* start Supplied data *

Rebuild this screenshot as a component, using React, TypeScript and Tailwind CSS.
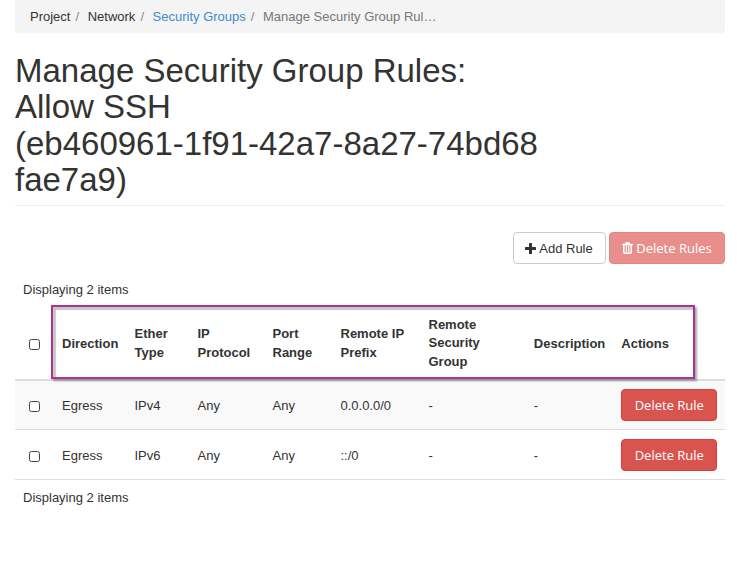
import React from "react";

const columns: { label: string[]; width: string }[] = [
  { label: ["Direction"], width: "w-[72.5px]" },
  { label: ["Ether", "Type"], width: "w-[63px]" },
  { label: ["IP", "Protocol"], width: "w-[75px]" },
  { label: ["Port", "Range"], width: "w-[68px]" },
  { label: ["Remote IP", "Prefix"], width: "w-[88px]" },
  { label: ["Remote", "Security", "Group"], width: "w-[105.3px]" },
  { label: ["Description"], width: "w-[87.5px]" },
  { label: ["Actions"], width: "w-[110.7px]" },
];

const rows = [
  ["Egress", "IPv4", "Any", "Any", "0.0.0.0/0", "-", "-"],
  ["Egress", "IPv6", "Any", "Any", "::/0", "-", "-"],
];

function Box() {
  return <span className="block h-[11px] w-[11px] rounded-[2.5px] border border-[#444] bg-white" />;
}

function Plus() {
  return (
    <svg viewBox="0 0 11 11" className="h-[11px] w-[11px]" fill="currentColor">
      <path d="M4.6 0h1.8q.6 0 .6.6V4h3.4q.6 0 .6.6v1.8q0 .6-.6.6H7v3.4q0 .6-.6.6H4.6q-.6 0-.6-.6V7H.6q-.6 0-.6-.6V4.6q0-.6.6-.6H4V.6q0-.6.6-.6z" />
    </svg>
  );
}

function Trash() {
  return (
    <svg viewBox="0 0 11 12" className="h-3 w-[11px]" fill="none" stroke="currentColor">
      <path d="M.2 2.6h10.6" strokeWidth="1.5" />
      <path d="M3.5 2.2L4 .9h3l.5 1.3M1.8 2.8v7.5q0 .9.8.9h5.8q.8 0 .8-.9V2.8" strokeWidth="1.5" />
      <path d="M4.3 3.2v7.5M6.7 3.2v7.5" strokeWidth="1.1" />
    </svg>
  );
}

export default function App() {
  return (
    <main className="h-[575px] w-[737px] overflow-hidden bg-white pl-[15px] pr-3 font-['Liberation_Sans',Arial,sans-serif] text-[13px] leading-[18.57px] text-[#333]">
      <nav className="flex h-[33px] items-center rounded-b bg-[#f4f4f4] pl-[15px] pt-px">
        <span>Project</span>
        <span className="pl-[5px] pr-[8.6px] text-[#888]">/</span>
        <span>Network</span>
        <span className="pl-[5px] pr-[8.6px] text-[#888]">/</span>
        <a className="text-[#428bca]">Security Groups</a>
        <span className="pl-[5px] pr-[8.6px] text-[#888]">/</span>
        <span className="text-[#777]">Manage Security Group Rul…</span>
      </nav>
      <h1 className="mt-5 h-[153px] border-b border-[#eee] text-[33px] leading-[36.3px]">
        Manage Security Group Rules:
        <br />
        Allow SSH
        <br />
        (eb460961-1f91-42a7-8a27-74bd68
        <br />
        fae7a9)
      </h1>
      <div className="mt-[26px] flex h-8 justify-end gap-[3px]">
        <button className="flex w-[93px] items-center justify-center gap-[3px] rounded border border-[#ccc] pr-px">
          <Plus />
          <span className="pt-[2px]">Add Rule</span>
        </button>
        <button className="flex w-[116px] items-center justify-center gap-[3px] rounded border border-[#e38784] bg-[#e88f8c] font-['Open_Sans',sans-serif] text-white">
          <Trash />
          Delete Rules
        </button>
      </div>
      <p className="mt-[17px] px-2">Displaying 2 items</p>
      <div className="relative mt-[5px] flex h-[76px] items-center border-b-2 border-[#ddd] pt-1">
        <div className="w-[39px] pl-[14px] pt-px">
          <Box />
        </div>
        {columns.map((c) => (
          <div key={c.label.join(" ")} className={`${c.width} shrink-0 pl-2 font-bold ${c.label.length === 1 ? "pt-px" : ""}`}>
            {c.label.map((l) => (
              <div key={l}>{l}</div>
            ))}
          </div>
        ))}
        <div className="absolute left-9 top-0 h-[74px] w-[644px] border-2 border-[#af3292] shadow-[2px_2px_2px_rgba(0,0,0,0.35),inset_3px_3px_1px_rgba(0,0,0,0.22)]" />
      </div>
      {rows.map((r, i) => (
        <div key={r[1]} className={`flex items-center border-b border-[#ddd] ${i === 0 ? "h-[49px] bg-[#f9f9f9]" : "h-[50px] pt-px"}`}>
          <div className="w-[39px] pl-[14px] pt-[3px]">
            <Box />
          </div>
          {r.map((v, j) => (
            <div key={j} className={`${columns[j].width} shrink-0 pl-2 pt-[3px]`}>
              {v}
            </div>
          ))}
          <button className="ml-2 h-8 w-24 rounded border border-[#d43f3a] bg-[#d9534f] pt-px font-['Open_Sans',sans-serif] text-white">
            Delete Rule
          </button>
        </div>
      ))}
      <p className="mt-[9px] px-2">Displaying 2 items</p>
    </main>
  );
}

* end Supplied data *

Objective - Reproduce the material above verbatim; omit every picture.

The output -
Rebuild this screenshot as a component, using React, TypeScript and Tailwind CSS.
import React from "react";

const columns: { label: string[]; width: string }[] = [
  { label: ["Direction"], width: "w-[72.5px]" },
  { label: ["Ether", "Type"], width: "w-[63px]" },
  { label: ["IP", "Protocol"], width: "w-[75px]" },
  { label: ["Port", "Range"], width: "w-[68px]" },
  { label: ["Remote IP", "Prefix"], width: "w-[88px]" },
  { label: ["Remote", "Security", "Group"], width: "w-[105.3px]" },
  { label: ["Description"], width: "w-[87.5px]" },
  { label: ["Actions"], width: "w-[110.7px]" },
];

const rows = [
  ["Egress", "IPv4", "Any", "Any", "0.0.0.0/0", "-", "-"],
  ["Egress", "IPv6", "Any", "Any", "::/0", "-", "-"],
];

function Box() {
  return <span className="block h-[11px] w-[11px] rounded-[2.5px] border border-[#444] bg-white" />;
}

function Plus() {
  return (
    <svg viewBox="0 0 11 11" className="h-[11px] w-[11px]" fill="currentColor">
      <path d="M4.6 0h1.8q.6 0 .6.6V4h3.4q.6 0 .6.6v1.8q0 .6-.6.6H7v3.4q0 .6-.6.6H4.6q-.6 0-.6-.6V7H.6q-.6 0-.6-.6V4.6q0-.6.6-.6H4V.6q0-.6.6-.6z" />
    </svg>
  );
}

function Trash() {
  return (
    <svg viewBox="0 0 11 12" className="h-3 w-[11px]" fill="none" stroke="currentColor">
      <path d="M.2 2.6h10.6" strokeWidth="1.5" />
      <path d="M3.5 2.2L4 .9h3l.5 1.3M1.8 2.8v7.5q0 .9.8.9h5.8q.8 0 .8-.9V2.8" strokeWidth="1.5" />
      <path d="M4.3 3.2v7.5M6.7 3.2v7.5" strokeWidth="1.1" />
    </svg>
  );
}

export default function App() {
  return (
    <main className="h-[575px] w-[737px] overflow-hidden bg-white pl-[15px] pr-3 font-['Liberation_Sans',Arial,sans-serif] text-[13px] leading-[18.57px] text-[#333]">
      <nav className="flex h-[33px] items-center rounded-b bg-[#f4f4f4] pl-[15px] pt-px">
        <span>Project</span>
        <span className="pl-[5px] pr-[8.6px] text-[#888]">/</span>
        <span>Network</span>
        <span className="pl-[5px] pr-[8.6px] text-[#888]">/</span>
        <a className="text-[#428bca]">Security Groups</a>
        <span className="pl-[5px] pr-[8.6px] text-[#888]">/</span>
        <span className="text-[#777]">Manage Security Group Rul…</span>
      </nav>
      <h1 className="mt-5 h-[153px] border-b border-[#eee] text-[33px] leading-[36.3px]">
        Manage Security Group Rules:
        <br />
        Allow SSH
        <br />
        (eb460961-1f91-42a7-8a27-74bd68
        <br />
        fae7a9)
      </h1>
      <div className="mt-[26px] flex h-8 justify-end gap-[3px]">
        <button className="flex w-[93px] items-center justify-center gap-[3px] rounded border border-[#ccc] pr-px">
          <Plus />
          <span className="pt-[2px]">Add Rule</span>
        </button>
        <button className="flex w-[116px] items-center justify-center gap-[3px] rounded border border-[#e38784] bg-[#e88f8c] font-['Open_Sans',sans-serif] text-white">
          <Trash />
          Delete Rules
        </button>
      </div>
      <p className="mt-[17px] px-2">Displaying 2 items</p>
      <div className="relative mt-[5px] flex h-[76px] items-center border-b-2 border-[#ddd] pt-1">
        <div className="w-[39px] pl-[14px] pt-px">
          <Box />
        </div>
        {columns.map((c) => (
          <div key={c.label.join(" ")} className={`${c.width} shrink-0 pl-2 font-bold ${c.label.length === 1 ? "pt-px" : ""}`}>
            {c.label.map((l) => (
              <div key={l}>{l}</div>
            ))}
          </div>
        ))}
        <div className="absolute left-9 top-0 h-[74px] w-[644px] border-2 border-[#af3292] shadow-[2px_2px_2px_rgba(0,0,0,0.35),inset_3px_3px_1px_rgba(0,0,0,0.22)]" />
      </div>
      {rows.map((r, i) => (
        <div key={r[1]} className={`flex items-center border-b border-[#ddd] ${i === 0 ? "h-[49px] bg-[#f9f9f9]" : "h-[50px] pt-px"}`}>
          <div className="w-[39px] pl-[14px] pt-[3px]">
            <Box />
          </div>
          {r.map((v, j) => (
            <div key={j} className={`${columns[j].width} shrink-0 pl-2 pt-[3px]`}>
              {v}
            </div>
          ))}
          <button className="ml-2 h-8 w-24 rounded border border-[#d43f3a] bg-[#d9534f] pt-px font-['Open_Sans',sans-serif] text-white">
            Delete Rule
          </button>
        </div>
      ))}
      <p className="mt-[9px] px-2">Displaying 2 items</p>
    </main>
  );
}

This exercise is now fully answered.